* _Direction_:
Write out the material exactly, with the pictures left out.
◆ ◆ ◆ ◆ ◆ ◆ ◆
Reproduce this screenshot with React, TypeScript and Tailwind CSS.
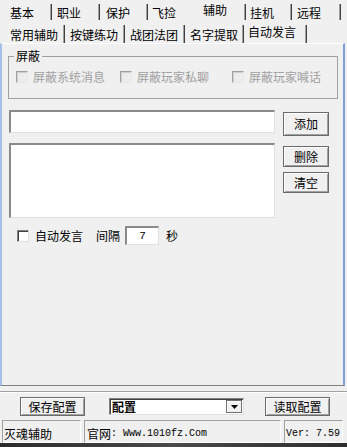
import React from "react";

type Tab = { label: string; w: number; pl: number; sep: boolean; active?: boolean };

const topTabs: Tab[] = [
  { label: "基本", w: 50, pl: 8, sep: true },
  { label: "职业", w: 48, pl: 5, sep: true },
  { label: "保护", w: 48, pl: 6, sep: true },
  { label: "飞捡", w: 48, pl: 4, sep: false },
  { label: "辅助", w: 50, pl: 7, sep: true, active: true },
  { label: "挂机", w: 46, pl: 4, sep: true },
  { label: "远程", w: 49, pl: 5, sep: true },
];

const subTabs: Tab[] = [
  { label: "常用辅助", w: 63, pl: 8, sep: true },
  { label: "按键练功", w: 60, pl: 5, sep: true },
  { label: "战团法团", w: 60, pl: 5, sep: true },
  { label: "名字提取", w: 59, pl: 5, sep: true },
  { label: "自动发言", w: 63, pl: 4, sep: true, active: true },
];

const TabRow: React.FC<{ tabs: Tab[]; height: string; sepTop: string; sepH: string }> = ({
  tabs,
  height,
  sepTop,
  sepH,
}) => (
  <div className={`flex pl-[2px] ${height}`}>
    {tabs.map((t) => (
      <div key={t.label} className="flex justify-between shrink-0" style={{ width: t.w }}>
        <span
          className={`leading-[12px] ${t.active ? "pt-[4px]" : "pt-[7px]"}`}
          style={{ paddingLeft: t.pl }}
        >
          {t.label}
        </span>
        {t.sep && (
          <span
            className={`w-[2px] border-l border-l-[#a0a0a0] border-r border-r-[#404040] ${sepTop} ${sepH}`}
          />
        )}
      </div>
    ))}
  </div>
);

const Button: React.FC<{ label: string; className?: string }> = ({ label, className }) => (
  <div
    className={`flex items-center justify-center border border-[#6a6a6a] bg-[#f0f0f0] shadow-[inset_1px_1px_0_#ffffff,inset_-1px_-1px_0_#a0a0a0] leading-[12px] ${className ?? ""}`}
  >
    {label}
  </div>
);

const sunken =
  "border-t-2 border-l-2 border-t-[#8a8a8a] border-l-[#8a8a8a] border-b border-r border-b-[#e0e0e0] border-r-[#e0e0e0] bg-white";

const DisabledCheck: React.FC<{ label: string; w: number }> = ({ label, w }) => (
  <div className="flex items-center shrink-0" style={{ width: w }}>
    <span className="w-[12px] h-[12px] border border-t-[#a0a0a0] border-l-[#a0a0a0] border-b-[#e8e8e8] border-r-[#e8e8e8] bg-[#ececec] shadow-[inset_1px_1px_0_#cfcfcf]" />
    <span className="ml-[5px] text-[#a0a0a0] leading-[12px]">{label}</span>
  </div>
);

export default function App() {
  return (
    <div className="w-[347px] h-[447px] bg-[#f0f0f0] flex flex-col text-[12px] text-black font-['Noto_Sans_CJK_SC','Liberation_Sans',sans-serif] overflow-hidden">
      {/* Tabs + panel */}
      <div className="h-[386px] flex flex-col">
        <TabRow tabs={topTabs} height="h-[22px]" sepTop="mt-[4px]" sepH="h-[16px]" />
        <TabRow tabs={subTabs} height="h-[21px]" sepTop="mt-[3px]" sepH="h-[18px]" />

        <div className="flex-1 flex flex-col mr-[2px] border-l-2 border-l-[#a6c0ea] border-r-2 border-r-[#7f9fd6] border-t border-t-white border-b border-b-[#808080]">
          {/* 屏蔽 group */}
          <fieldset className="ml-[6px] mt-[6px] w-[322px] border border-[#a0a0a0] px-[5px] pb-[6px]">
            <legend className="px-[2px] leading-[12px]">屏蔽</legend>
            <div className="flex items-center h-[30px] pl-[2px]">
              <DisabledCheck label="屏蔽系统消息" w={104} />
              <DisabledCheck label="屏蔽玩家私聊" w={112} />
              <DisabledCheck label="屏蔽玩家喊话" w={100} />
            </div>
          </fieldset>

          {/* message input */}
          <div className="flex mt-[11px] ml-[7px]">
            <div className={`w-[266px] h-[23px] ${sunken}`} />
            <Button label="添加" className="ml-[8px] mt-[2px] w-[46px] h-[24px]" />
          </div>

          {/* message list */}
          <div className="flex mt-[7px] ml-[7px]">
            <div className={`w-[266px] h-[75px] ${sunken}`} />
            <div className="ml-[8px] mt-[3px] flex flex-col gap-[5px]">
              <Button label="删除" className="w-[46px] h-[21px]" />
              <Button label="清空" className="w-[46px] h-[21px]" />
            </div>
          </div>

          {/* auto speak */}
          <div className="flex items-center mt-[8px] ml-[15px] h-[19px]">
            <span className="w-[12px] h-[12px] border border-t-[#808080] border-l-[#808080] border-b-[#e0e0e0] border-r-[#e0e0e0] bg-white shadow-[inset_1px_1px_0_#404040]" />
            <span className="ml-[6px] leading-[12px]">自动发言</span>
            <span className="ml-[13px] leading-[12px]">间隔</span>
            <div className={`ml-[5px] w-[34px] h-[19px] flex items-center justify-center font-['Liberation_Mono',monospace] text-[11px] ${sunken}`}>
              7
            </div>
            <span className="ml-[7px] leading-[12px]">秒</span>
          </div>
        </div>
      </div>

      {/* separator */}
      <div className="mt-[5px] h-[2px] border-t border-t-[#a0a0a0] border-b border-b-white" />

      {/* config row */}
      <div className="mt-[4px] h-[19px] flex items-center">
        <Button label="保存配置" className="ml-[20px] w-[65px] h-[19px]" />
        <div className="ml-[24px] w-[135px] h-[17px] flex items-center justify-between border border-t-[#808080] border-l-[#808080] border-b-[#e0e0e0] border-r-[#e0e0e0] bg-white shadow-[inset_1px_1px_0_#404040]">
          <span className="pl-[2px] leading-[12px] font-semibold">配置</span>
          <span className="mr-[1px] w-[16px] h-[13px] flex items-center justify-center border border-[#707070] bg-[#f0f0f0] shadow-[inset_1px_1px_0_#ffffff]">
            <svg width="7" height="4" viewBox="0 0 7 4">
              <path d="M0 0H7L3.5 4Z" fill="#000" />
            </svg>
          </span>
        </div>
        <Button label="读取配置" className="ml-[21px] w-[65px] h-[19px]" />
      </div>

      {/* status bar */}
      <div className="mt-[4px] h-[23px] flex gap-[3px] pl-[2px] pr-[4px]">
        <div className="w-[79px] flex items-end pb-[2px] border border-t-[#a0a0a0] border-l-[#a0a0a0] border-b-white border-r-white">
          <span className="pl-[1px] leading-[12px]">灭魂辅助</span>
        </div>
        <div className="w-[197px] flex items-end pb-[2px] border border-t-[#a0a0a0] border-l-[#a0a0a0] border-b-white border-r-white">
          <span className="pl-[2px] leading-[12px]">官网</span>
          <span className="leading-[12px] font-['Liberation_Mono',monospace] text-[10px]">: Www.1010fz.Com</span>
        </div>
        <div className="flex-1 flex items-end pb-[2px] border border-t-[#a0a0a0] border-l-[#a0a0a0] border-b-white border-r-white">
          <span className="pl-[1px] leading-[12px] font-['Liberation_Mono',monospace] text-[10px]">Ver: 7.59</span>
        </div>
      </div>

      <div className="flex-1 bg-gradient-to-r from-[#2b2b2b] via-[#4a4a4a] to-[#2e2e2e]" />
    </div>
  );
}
◆ ◆ ◆ ◆ ◆ ◆ ◆
* _Exercise response_:
Reproduce this screenshot with React, TypeScript and Tailwind CSS.
import React from "react";

type Tab = { label: string; w: number; pl: number; sep: boolean; active?: boolean };

const topTabs: Tab[] = [
  { label: "基本", w: 50, pl: 8, sep: true },
  { label: "职业", w: 48, pl: 5, sep: true },
  { label: "保护", w: 48, pl: 6, sep: true },
  { label: "飞捡", w: 48, pl: 4, sep: false },
  { label: "辅助", w: 50, pl: 7, sep: true, active: true },
  { label: "挂机", w: 46, pl: 4, sep: true },
  { label: "远程", w: 49, pl: 5, sep: true },
];

const subTabs: Tab[] = [
  { label: "常用辅助", w: 63, pl: 8, sep: true },
  { label: "按键练功", w: 60, pl: 5, sep: true },
  { label: "战团法团", w: 60, pl: 5, sep: true },
  { label: "名字提取", w: 59, pl: 5, sep: true },
  { label: "自动发言", w: 63, pl: 4, sep: true, active: true },
];

const TabRow: React.FC<{ tabs: Tab[]; height: string; sepTop: string; sepH: string }> = ({
  tabs,
  height,
  sepTop,
  sepH,
}) => (
  <div className={`flex pl-[2px] ${height}`}>
    {tabs.map((t) => (
      <div key={t.label} className="flex justify-between shrink-0" style={{ width: t.w }}>
        <span
          className={`leading-[12px] ${t.active ? "pt-[4px]" : "pt-[7px]"}`}
          style={{ paddingLeft: t.pl }}
        >
          {t.label}
        </span>
        {t.sep && (
          <span
            className={`w-[2px] border-l border-l-[#a0a0a0] border-r border-r-[#404040] ${sepTop} ${sepH}`}
          />
        )}
      </div>
    ))}
  </div>
);

const Button: React.FC<{ label: string; className?: string }> = ({ label, className }) => (
  <div
    className={`flex items-center justify-center border border-[#6a6a6a] bg-[#f0f0f0] shadow-[inset_1px_1px_0_#ffffff,inset_-1px_-1px_0_#a0a0a0] leading-[12px] ${className ?? ""}`}
  >
    {label}
  </div>
);

const sunken =
  "border-t-2 border-l-2 border-t-[#8a8a8a] border-l-[#8a8a8a] border-b border-r border-b-[#e0e0e0] border-r-[#e0e0e0] bg-white";

const DisabledCheck: React.FC<{ label: string; w: number }> = ({ label, w }) => (
  <div className="flex items-center shrink-0" style={{ width: w }}>
    <span className="w-[12px] h-[12px] border border-t-[#a0a0a0] border-l-[#a0a0a0] border-b-[#e8e8e8] border-r-[#e8e8e8] bg-[#ececec] shadow-[inset_1px_1px_0_#cfcfcf]" />
    <span className="ml-[5px] text-[#a0a0a0] leading-[12px]">{label}</span>
  </div>
);

export default function App() {
  return (
    <div className="w-[347px] h-[447px] bg-[#f0f0f0] flex flex-col text-[12px] text-black font-['Noto_Sans_CJK_SC','Liberation_Sans',sans-serif] overflow-hidden">
      {/* Tabs + panel */}
      <div className="h-[386px] flex flex-col">
        <TabRow tabs={topTabs} height="h-[22px]" sepTop="mt-[4px]" sepH="h-[16px]" />
        <TabRow tabs={subTabs} height="h-[21px]" sepTop="mt-[3px]" sepH="h-[18px]" />

        <div className="flex-1 flex flex-col mr-[2px] border-l-2 border-l-[#a6c0ea] border-r-2 border-r-[#7f9fd6] border-t border-t-white border-b border-b-[#808080]">
          {/* 屏蔽 group */}
          <fieldset className="ml-[6px] mt-[6px] w-[322px] border border-[#a0a0a0] px-[5px] pb-[6px]">
            <legend className="px-[2px] leading-[12px]">屏蔽</legend>
            <div className="flex items-center h-[30px] pl-[2px]">
              <DisabledCheck label="屏蔽系统消息" w={104} />
              <DisabledCheck label="屏蔽玩家私聊" w={112} />
              <DisabledCheck label="屏蔽玩家喊话" w={100} />
            </div>
          </fieldset>

          {/* message input */}
          <div className="flex mt-[11px] ml-[7px]">
            <div className={`w-[266px] h-[23px] ${sunken}`} />
            <Button label="添加" className="ml-[8px] mt-[2px] w-[46px] h-[24px]" />
          </div>

          {/* message list */}
          <div className="flex mt-[7px] ml-[7px]">
            <div className={`w-[266px] h-[75px] ${sunken}`} />
            <div className="ml-[8px] mt-[3px] flex flex-col gap-[5px]">
              <Button label="删除" className="w-[46px] h-[21px]" />
              <Button label="清空" className="w-[46px] h-[21px]" />
            </div>
          </div>

          {/* auto speak */}
          <div className="flex items-center mt-[8px] ml-[15px] h-[19px]">
            <span className="w-[12px] h-[12px] border border-t-[#808080] border-l-[#808080] border-b-[#e0e0e0] border-r-[#e0e0e0] bg-white shadow-[inset_1px_1px_0_#404040]" />
            <span className="ml-[6px] leading-[12px]">自动发言</span>
            <span className="ml-[13px] leading-[12px]">间隔</span>
            <div className={`ml-[5px] w-[34px] h-[19px] flex items-center justify-center font-['Liberation_Mono',monospace] text-[11px] ${sunken}`}>
              7
            </div>
            <span className="ml-[7px] leading-[12px]">秒</span>
          </div>
        </div>
      </div>

      {/* separator */}
      <div className="mt-[5px] h-[2px] border-t border-t-[#a0a0a0] border-b border-b-white" />

      {/* config row */}
      <div className="mt-[4px] h-[19px] flex items-center">
        <Button label="保存配置" className="ml-[20px] w-[65px] h-[19px]" />
        <div className="ml-[24px] w-[135px] h-[17px] flex items-center justify-between border border-t-[#808080] border-l-[#808080] border-b-[#e0e0e0] border-r-[#e0e0e0] bg-white shadow-[inset_1px_1px_0_#404040]">
          <span className="pl-[2px] leading-[12px] font-semibold">配置</span>
          <span className="mr-[1px] w-[16px] h-[13px] flex items-center justify-center border border-[#707070] bg-[#f0f0f0] shadow-[inset_1px_1px_0_#ffffff]">
            <svg width="7" height="4" viewBox="0 0 7 4">
              <path d="M0 0H7L3.5 4Z" fill="#000" />
            </svg>
          </span>
        </div>
        <Button label="读取配置" className="ml-[21px] w-[65px] h-[19px]" />
      </div>

      {/* status bar */}
      <div className="mt-[4px] h-[23px] flex gap-[3px] pl-[2px] pr-[4px]">
        <div className="w-[79px] flex items-end pb-[2px] border border-t-[#a0a0a0] border-l-[#a0a0a0] border-b-white border-r-white">
          <span className="pl-[1px] leading-[12px]">灭魂辅助</span>
        </div>
        <div className="w-[197px] flex items-end pb-[2px] border border-t-[#a0a0a0] border-l-[#a0a0a0] border-b-white border-r-white">
          <span className="pl-[2px] leading-[12px]">官网</span>
          <span className="leading-[12px] font-['Liberation_Mono',monospace] text-[10px]">: Www.1010fz.Com</span>
        </div>
        <div className="flex-1 flex items-end pb-[2px] border border-t-[#a0a0a0] border-l-[#a0a0a0] border-b-white border-r-white">
          <span className="pl-[1px] leading-[12px] font-['Liberation_Mono',monospace] text-[10px]">Ver: 7.59</span>
        </div>
      </div>

      <div className="flex-1 bg-gradient-to-r from-[#2b2b2b] via-[#4a4a4a] to-[#2e2e2e]" />
    </div>
  );
}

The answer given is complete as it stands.